On Saturday, April 26, 2003, at 11:41 AM, Eric Cordian wrote:
Tim May wrote:
You don't need to take our word for it--you need to see why modern cryptography avoids trust issues almost completely.
Like mathematicians saying "Trust Us, no algorithm exists which can factor the 309 digit product of two large distinct odd primes in a few seconds on a cheap PC?"
Perhaps I'm missing something, but it seems to me that public key cryptography is fundamentally a trust-based system.
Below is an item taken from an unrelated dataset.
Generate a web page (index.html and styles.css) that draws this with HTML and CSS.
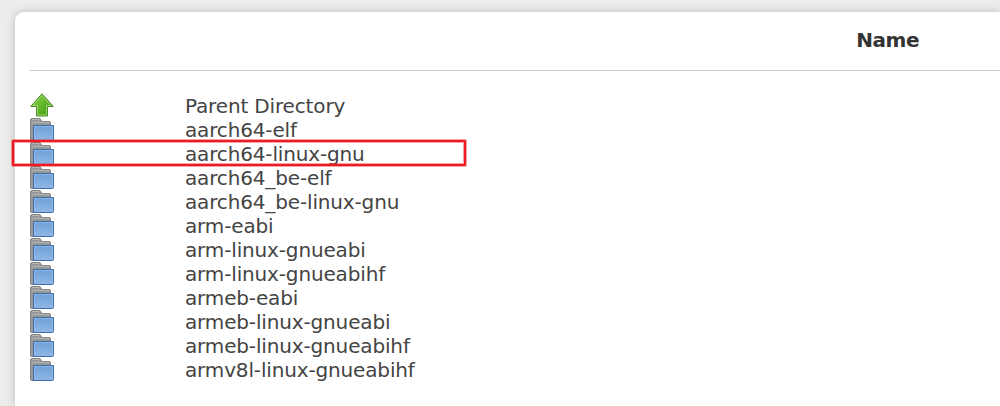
FILE: index.html
```
<!DOCTYPE html>
<html lang="en">
<head>
  <meta charset="UTF-8">
  <title>Index of /components/toolchain/binaries</title>
  <link rel="stylesheet" href="styles.css">
</head>
<body>
  <svg class="defs">
    <defs>
      <linearGradient id="blue" x1="0" y1="0" x2="0" y2="1">
        <stop offset="0" stop-color="#6f9fd8"/>
        <stop offset="1" stop-color="#8fb8e6"/>
      </linearGradient>
      <linearGradient id="green" x1="0" y1="0" x2="1" y2="1">
        <stop offset="0" stop-color="#91d24b"/>
        <stop offset="1" stop-color="#379b0b"/>
      </linearGradient>
      <symbol id="folder" viewBox="0 0 24 24">
        <path d="M.5 22.5V3Q.5 1.5 2 1.5H10L12 4.5H19.5Q20.5 4.5 20.5 5.5V23.5H1.5Q.5 23.5 .5 22.5Z" fill="#999" stroke="#858585"/>
        <path d="M2 2.5H9.5M2 5.5H19" stroke="#b5b5b5" fill="none"/>
        <path d="M3.5 8.5H23.5V22.5Q23.5 23.5 22.5 23.5H3.5Z" fill="url(#blue)" stroke="#3e6dab"/>
        <path d="M4.5 22.5V9.5H22.5V22.5" fill="none" stroke="#a3c5e9" stroke-opacity=".5"/>
      </symbol>
      <symbol id="up" viewBox="0 0 24 24">
        <path d="M12 .7L23.3 13.5H17.5V23H6.5V13.5H.7Z" fill="url(#green)" stroke="#4f8a30"/>
        <path d="M12 2.3L21 12.5H16.5V22H7.5V12.5H3Z" fill="none" stroke="#b3e480" stroke-opacity=".7"/>
      </symbol>
    </defs>
  </svg>
  <div class="panel">
    <table>
      <thead>
        <tr><th class="icon"></th><th>Name</th></tr>
      </thead>
      <tbody>
        <tr><td><svg><use href="#up"/></svg></td><td>Parent Directory</td></tr>
        <tr><td><svg><use href="#folder"/></svg></td><td>aarch64-elf</td></tr>
        <tr><td class="marked"><svg><use href="#folder"/></svg></td><td>aarch64-linux-gnu</td></tr>
        <tr><td><svg><use href="#folder"/></svg></td><td>aarch64_be-elf</td></tr>
        <tr><td><svg><use href="#folder"/></svg></td><td>aarch64_be-linux-gnu</td></tr>
        <tr><td><svg><use href="#folder"/></svg></td><td>arm-eabi</td></tr>
        <tr><td><svg><use href="#folder"/></svg></td><td>arm-linux-gnueabi</td></tr>
        <tr><td><svg><use href="#folder"/></svg></td><td>arm-linux-gnueabihf</td></tr>
        <tr><td><svg><use href="#folder"/></svg></td><td>armeb-eabi</td></tr>
        <tr><td><svg><use href="#folder"/></svg></td><td>armeb-linux-gnueabi</td></tr>
        <tr><td><svg><use href="#folder"/></svg></td><td>armeb-linux-gnueabihf</td></tr>
        <tr><td><svg><use href="#folder"/></svg></td><td>armv8l-linux-gnueabihf</td></tr>
      </tbody>
    </table>
  </div>
</body>
</html>
```
FILE: styles.css
```
body { display: flow-root; margin: 0; background: #ededed; color: #444; font: 20px/24px Verdana, "DejaVu Sans", sans-serif; }
.defs { position: absolute; width: 0; height: 0; }
.panel { box-sizing: border-box; height: 394px; margin: 12px 0 0 15px; padding-left: 15px; background: #fff; border-radius: 9px 0 0 0; box-shadow: 0 0 10px #bbb; }
table { width: 100%; table-layout: fixed; border-spacing: 0; }
th, td { padding: 0; }
th { height: 56px; padding: 0 81px 2px 0; border-bottom: 1px solid #c8c8c8; color: #333; text-align: right; letter-spacing: -0.5px; }
th.icon { width: 155px; padding-right: 0; }
tbody::before { content: ""; display: block; height: 22px; }
td { height: 24px; letter-spacing: -0.15px; white-space: nowrap; }
td + td { line-height: 22px; padding-top: 2px; height: 22px; }
td svg { display: block; width: 24px; height: 24px; }
.marked { position: relative; }
.marked::after { content: ""; position: absolute; left: -18px; top: -1px; box-sizing: border-box; width: 454px; height: 26px; border: 2px solid #ed1c24; border-radius: 1px; box-shadow: 0 0 0 1px #ed1c2466, inset 0 0 0 1px #ed1c2466; }
```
With the rise of the Internet, and almost all crypto being done by people who do not physically meet to exchange keys, almost all crypto is public key crypto.
Therefore, almost all cryptography (at the present moment) is based on trust.
And it's trust based on the "It doesn't exist, because if it did, I'm so smart I would have found it by now" paradigm, which I've never regarded as being particularly reliable. (Insert comments about simple algorithms whose direct derivation lies just slightly beyond the limits of human ingenuity here.)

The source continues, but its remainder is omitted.